What makes a bass player good is a very common question among bassists especially those just starting out.
Naturally,we want to be the best we can at anything we do. It’s human nature to seek out the best practices and embody them in our own unique way.
In a more objective field of study, what makes a good X might be easier to answer. But in an artistic field or an aesthetically based field like music or visual arts, the answer can be very layered and often more complicated than one might expect.
What Makes a Good Bass Player Today?
In the past, ‘good’ had a pretty defined meaning. Ideally, you were the guy who knew how to read music. You knew a whole bunch of songs. You knew your place and took orders very well.
Being ‘good’ meant that you conformed to an established skillset and it was likely that in order to achieve that skillset, you had to have some years of fairly rigorous musical schooling whether it was many years with a teacher in a music school down the road from your house or something more institutionalized like an academic or a collegiate setting.
Enter 2015. The rules have changed and the answer to the question ‘what makes a good bass player’ has become a little bit more complicated.
We’re now in a time when music is abundant and the opportunities to meet and interact with musicians is more abundant than ever. Bassists and other musicians alike have many opportunities now to choose how they play and learn music and to what extent they want to take their skills. As a result ‘good’ means something different.
I posit that there are a fe guidelines to determine who or what makes a good bass player today.
Point 1: Knowing When to Use Your Skills
Musical education is a great thing, but knowing when to use it is an entirely different matter. There are students coming out of music schools every year that may be very musically literate, but have little to no understanding of how, where and when to apply their skills.
As educated as you might be, knowing how to use your skills is a very important part of being considered a good player.
I’ve personally played with very technically skilled musicians but their biggest problem was that they didn’t know how to ‘turn off’ their technical abilities. They would solo or make simple passages unnecessarily more complicated because they could and didn’t want you to forget that they could. Needless to say, I never took them on to be in a band.
Point 2: Feel Means A Lot
Here’s the bass line to ‘Sunshine of Your Love’ by Cream:
These are the notes to play the bass line. Simple enough. But what’s not written is the feel of the song.
Feel and how to handle a song is just as important if not more important than knowing how to play it.

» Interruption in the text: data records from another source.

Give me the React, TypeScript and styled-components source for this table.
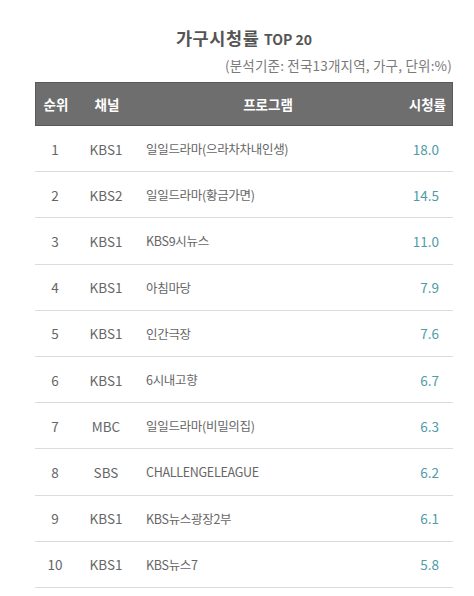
import React from "react";
import styled, { createGlobalStyle } from "styled-components";

type Row = {
  rank: number;
  channel: string;
  program: string;
  rating: string;
};

const rows: Row[] = [
  { rank: 1, channel: "KBS1", program: "일일드라마(으라차차내인생)", rating: "18.0" },
  { rank: 2, channel: "KBS2", program: "일일드라마(황금가면)", rating: "14.5" },
  { rank: 3, channel: "KBS1", program: "KBS9시뉴스", rating: "11.0" },
  { rank: 4, channel: "KBS1", program: "아침마당", rating: "7.9" },
  { rank: 5, channel: "KBS1", program: "인간극장", rating: "7.6" },
  { rank: 6, channel: "KBS1", program: "6시내고향", rating: "6.7" },
  { rank: 7, channel: "MBC", program: "일일드라마(비밀의집)", rating: "6.3" },
  { rank: 8, channel: "SBS", program: "CHALLENGELEAGUE", rating: "6.2" },
  { rank: 9, channel: "KBS1", program: "KBS뉴스광장2부", rating: "6.1" },
  { rank: 10, channel: "KBS1", program: "KBS뉴스7", rating: "5.8" },
];

const GlobalStyle = createGlobalStyle`
  body {
    margin: 0;
    background: #fff;
    font-family: "Noto Sans CJK KR", "Noto Sans", sans-serif;
  }
`;

const Page = styled.div`
  width: 474px;
  padding: 24px 21px 0 35px;
  box-sizing: border-box;
`;

const Title = styled.h2`
  margin: 0 0 0 -35px;
  width: 488px;
  text-align: center;
  font-size: 17.5px;
  font-weight: 700;
  color: #555;
  line-height: 27px;
  letter-spacing: 0.6px;
  span {
    font-size: 14px;
    letter-spacing: 0;
  }
`;

const Note = styled.div`
  text-align: right;
  font-size: 13.5px;
  color: #7a7a7a;
  line-height: 18px;
  margin-top: 3px;
  margin-right: 1px;
  letter-spacing: 0.2px;
`;

const Table = styled.div`
  margin-top: 8px;
`;

const Grid = styled.div`
  display: grid;
  grid-template-columns: 40px 62px 1fr 80px;
  align-items: center;
`;

const HeadRow = styled(Grid)`
  height: 44px;
  background: #6e6e6e;
  border: 1px solid #5a5a5a;
  box-sizing: border-box;
  color: #fff;
  font-weight: 700;
  font-size: 13.5px;
`;

const HeadCell = styled.div<{ $align: "center" | "right"; $pad?: string }>`
  text-align: ${(p) => p.$align};
  padding: ${(p) => p.$pad ?? "0"};
`;

const BodyRow = styled(Grid)`
  height: 46.2px;
  border-bottom: 1px solid #dcdcdc;
  box-sizing: border-box;
  font-size: 13.5px;
  color: #666;
`;

const Cell = styled.div<{ $align?: "left" | "center" | "right" }>`
  text-align: ${(p) => p.$align ?? "left"};
`;

const Program = styled(Cell)`
  padding-left: 9px;
  font-size: 12.5px;
  letter-spacing: -0.3px;
`;

const Rating = styled(Cell)`
  padding-right: 14px;
  color: #4f9ba6;
`;

export default function App() {
  return (
    <Page>
      <GlobalStyle />
      <Title>
        가구시청률 <span>TOP 20</span>
      </Title>
      <Note>(분석기준: 전국13개지역, 가구, 단위:%)</Note>
      <Table>
        <HeadRow>
          <HeadCell $align="center">순위</HeadCell>
          <HeadCell $align="center">채널</HeadCell>
          <HeadCell $align="center" $pad="0 0 0 26px">
            프로그램
          </HeadCell>
          <HeadCell $align="right" $pad="0 6px 0 0">
            시청률
          </HeadCell>
        </HeadRow>
        {rows.map((r) => (
          <BodyRow key={r.rank}>
            <Cell $align="center">{r.rank}</Cell>
            <Cell $align="center">{r.channel}</Cell>
            <Program>{r.program}</Program>
            <Rating $align="right">{r.rating}</Rating>
          </BodyRow>
        ))}
      </Table>
    </Page>
  );
}
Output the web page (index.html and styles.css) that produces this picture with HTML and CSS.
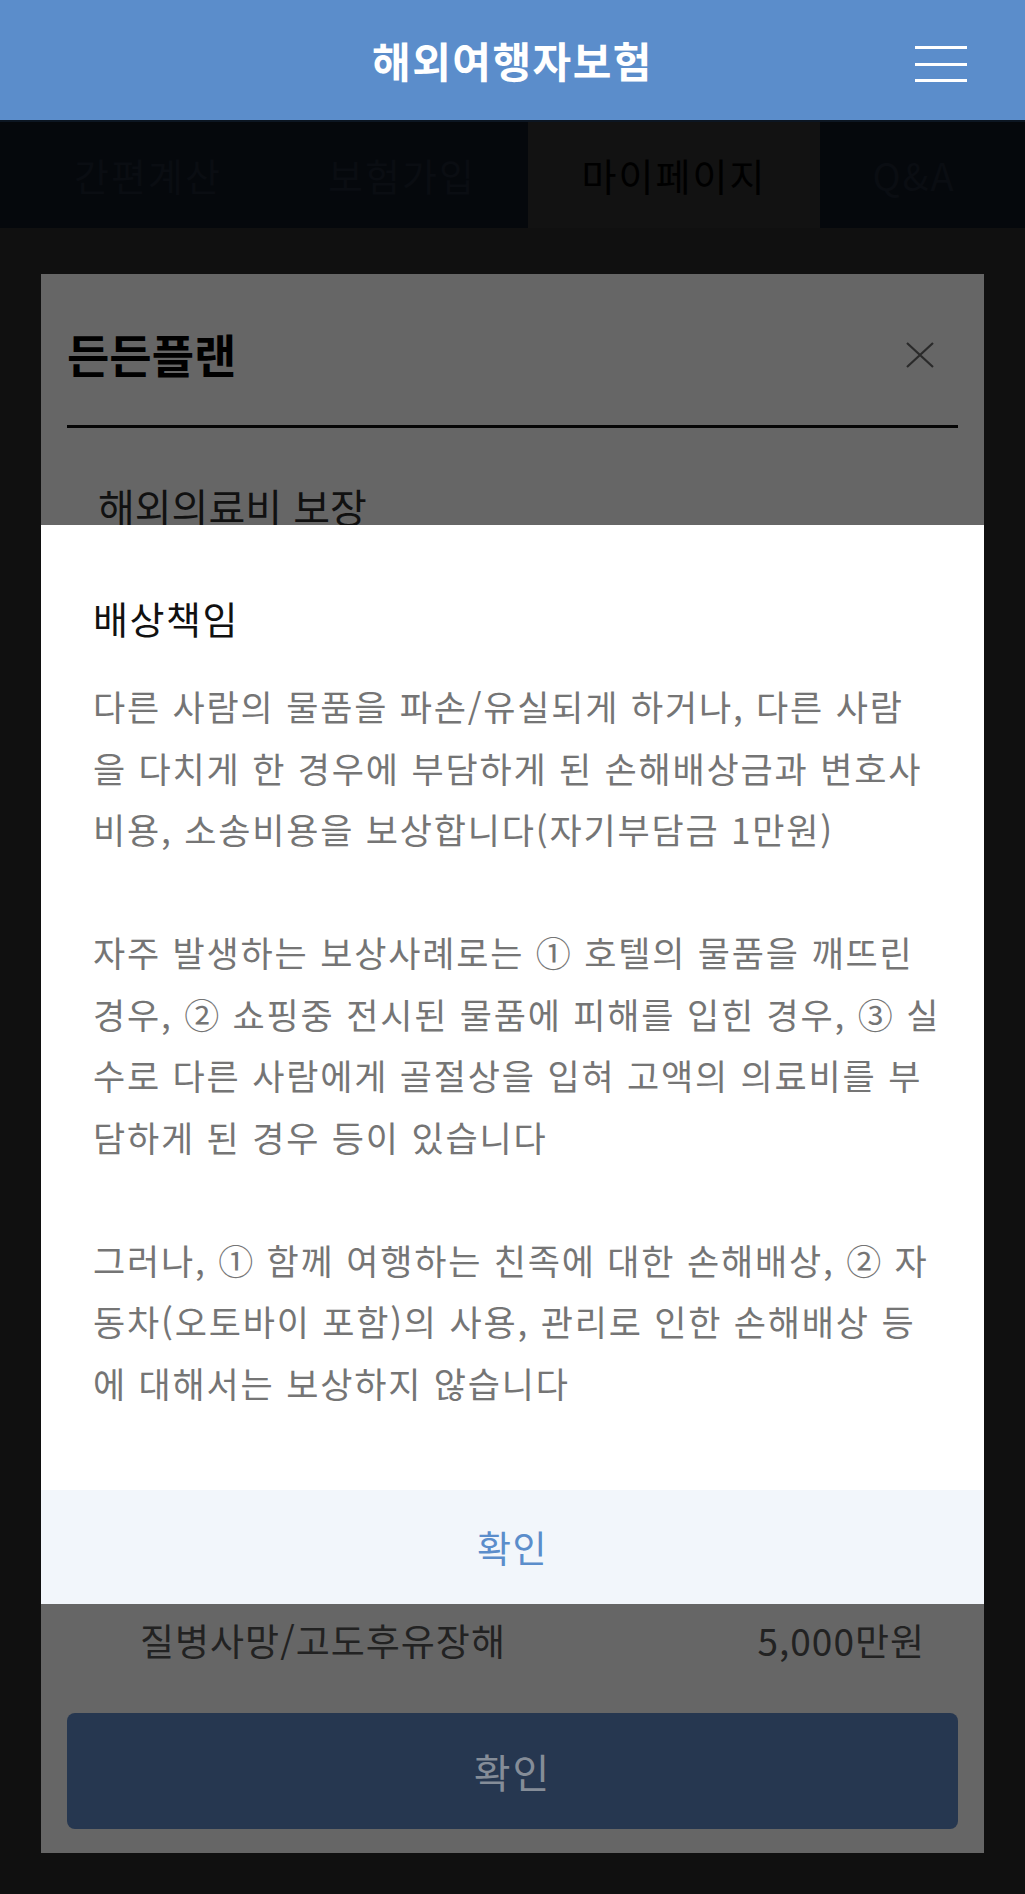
FILE: index.html
```html
<!DOCTYPE html>
<html lang="ko">
<head>
<meta charset="utf-8">
<title>해외여행자보험</title>
<link rel="stylesheet" href="styles.css">
</head>
<body>
<header class="appbar">
  <span></span>
  <h1 class="appbar-title">해외여행자보험</h1>
  <button class="menu-btn" aria-label="메뉴">
    <span class="menu-line"></span>
    <span class="menu-line"></span>
    <span class="menu-line"></span>
  </button>
</header>

<nav class="tabs">
  <a class="tab tab-1">간편계산</a>
  <a class="tab tab-2">보험가입</a>
  <a class="tab tab-3 active">마이페이지</a>
  <a class="tab tab-4">Q&amp;A</a>
</nav>

<main class="stage">
  <section class="sheet">
    <div class="sheet-head">
      <h2 class="sheet-title">든든플랜</h2>
      <button class="close-btn" aria-label="닫기">
        <svg width="28" height="26" viewBox="0 0 28 26"><path d="M1 1 L27 25 M27 1 L1 25" stroke="#2a2a2a" stroke-width="2.2" fill="none"/></svg>
      </button>
    </div>
    <div class="cover-group">해외의료비 보장</div>
    <div class="sheet-bottom">
      <div class="cover-row">
        <span>질병사망/고도후유장해</span>
        <span>5,000만원</span>
      </div>
      <button class="sheet-btn">확인</button>
    </div>
  </section>

  <div class="dialog">
    <div class="dialog-body">
      <h3 class="dialog-title">배상책임</h3>
      <p class="dialog-text">다른 사람의 물품을 파손/유실되게 하거나, 다른 사람<br>을 다치게 한 경우에 부담하게 된 손해배상금과 변호사<br>비용, 소송비용을 보상합니다(자기부담금 1만원)</p>
      <p class="dialog-text">자주 발생하는 보상사례로는 ① 호텔의 물품을 깨뜨린<br>경우, ② 쇼핑중 전시된 물품에 피해를 입힌 경우, ③ 실<br>수로 다른 사람에게 골절상을 입혀 고액의 의료비를 부<br>담하게 된 경우 등이 있습니다</p>
      <p class="dialog-text">그러나, ① 함께 여행하는 친족에 대한 손해배상, ② 자<br>동차(오토바이 포함)의 사용, 관리로 인한 손해배상 등<br>에 대해서는 보상하지 않습니다</p>
    </div>
    <button class="dialog-ok">확인</button>
  </div>
</main>
</body>
</html>
```

FILE: styles.css
```css
* { box-sizing: border-box; }

html, body {
  margin: 0;
  padding: 0;
}

body {
  width: 1025px;
  height: 1894px;
  overflow: hidden;
  background: #101010;
  font-family: "Noto Sans CJK KR", "Noto Sans", sans-serif;
}

button {
  font-family: inherit;
  border: none;
  background: none;
  padding: 0;
  cursor: pointer;
}

/* App bar */
.appbar {
  height: 120px;
  background: #5b8dcb;
  display: grid;
  grid-template-columns: 1fr auto 1fr;
  align-items: center;
}

.appbar-title {
  margin: 0;
  color: #ffffff;
  font-size: 42px;
  font-weight: 700;
  letter-spacing: 1.5px;
  line-height: 1;
}

.menu-btn {
  justify-self: end;
  margin-right: 58px;
  width: 52px;
  display: flex;
  flex-direction: column;
  gap: 13.5px;
  margin-top: 8px;
}

.menu-line {
  display: block;
  height: 3px;
  background: #ffffff;
}

/* Tabs */
.tabs {
  height: 108px;
  background: #05080c;
  border-top: 2px solid #0c1622;
  display: flex;
  padding-left: 20px;
}

.tab {
  display: flex;
  align-items: center;
  justify-content: center;
  font-family: "Noto Sans CJK KR", "Noto Sans", sans-serif;
  font-size: 38px;
  letter-spacing: 2px;
  color: #0a0d12;
  padding-bottom: 2px;
}

.tab-1 { width: 256px; }
.tab-2 { width: 252px; }
.tab-3 { width: 292px; }
.tab-4 { width: 188px; }

.tab.active {
  background: #121212;
  color: #000000;
}

/* Stage */
.stage {
  position: relative;
  padding: 46px 41px 0;
}

.sheet {
  height: 1579px;
  background: #666666;
  padding: 0 26px 24px;
  display: flex;
  flex-direction: column;
}

.sheet-head {
  display: flex;
  align-items: center;
  justify-content: space-between;
  padding: 49px 0 42px;
  border-bottom: 3px solid #050505;
}

.sheet-title {
  margin: 0;
  font-size: 46px;
  font-weight: 700;
  line-height: 60px;
  color: #000000;
}

.close-btn {
  margin-right: 24px;
  margin-top: 4px;
  display: flex;
}

.cover-group {
  margin-top: 50px;
  padding-left: 31px;
  font-size: 40px;
  line-height: 56px;
  color: #111111;
}

.sheet-bottom {
  margin-top: auto;
}

.cover-row {
  display: flex;
  justify-content: space-between;
  padding: 0 33px 0 73px;
  font-size: 37px;
  line-height: 50px;
  letter-spacing: 1px;
  color: #222222;
}

.sheet-btn {
  margin-top: 48px;
  width: 100%;
  height: 116px;
  border-radius: 8px;
  background: #263750;
  color: #858d98;
  font-size: 40px;
  letter-spacing: 2px;
}

/* Front dialog */
.dialog {
  position: absolute;
  top: 297px;
  left: 41px;
  width: 943px;
  height: 1079px;
  background: #ffffff;
  display: flex;
  flex-direction: column;
}

.dialog-body {
  flex: 1;
  padding: 68px 20px 0 52px;
}

.dialog-title {
  margin: 0 0 32px;
  font-size: 38px;
  font-weight: 400;
  letter-spacing: 1.5px;
  line-height: 50px;
  color: #111111;
}

.dialog-text {
  margin: 0;
  font-size: 35px;
  letter-spacing: 1.8px;
  line-height: 61.5px;
  color: #757575;
}

.dialog-text + .dialog-text {
  margin-top: 61.5px;
}

.dialog-ok {
  height: 114px;
  width: 100%;
  background: #f2f6fb;
  color: #5b8dcb;
  font-size: 37px;
  letter-spacing: 1.5px;
}
```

Consider the following. Here are 3 different videos of 3 different players on YouTube playing ‘Sunshine of Your Love’. Musically, they are all correct. But ask yourself: which one sounds better and which one feels better?
And here’s Jack Bruce playing it:
Another great example of this phenomenon is the footage of Metallica auditioning different bassists to fill the recently departed Jason Newsted. Pay attention to the section where all the players auditioning play ‘For Whom the Bell Tolls’:
Each version is musically correct, but different in it’s own unique way – and the differences are very subtle.
It’s those subtle differences that help to determine what makes a bassist ‘good’ or ‘bad’ or even ‘great’.
The takeaway is that you can be great at reading music and learning bass lines on the spot from a piece of sheet music but that doesn’t make you a great player. If you can’t feel the bass line and add a subtle touch to it that isn’t written down but can transform the whole bass line, then you’ve certainly got a leg up on the person who can read the music.
Point 3: Understand Your Power as a Bass Player
Bass players are very important to the fabric of any musical project. They sit between the melody and the harmony; are felt more than they’re heard and often don’t get the respect they deserve.
But the fact of the matter is that without bass in the mix, music tends to fall flat. Without some kind of bass – whether a synthetic sub bass or low cello part and everything in between – music lacks that certain amount of push and resonance.
Bass players are under a lot more pressure to know their parts than guitar players. Guitar players have a lot more leeway to mess up live because they have the ability to play through it and mask whatever sloppiness that comes with it.
Bassists on the other hand have to be on point at all times. A sloppy bass player doesn’t get a free pass. If the bass player is performing poorly on stage, the band feels it and the audience, once not paying a whole lot of attention to the bass player, is now very aware of the bass player and their mistakes.
Part of the power that comes with being a bass player means knowing when not and when to show off and understand that each performance is a balancing act.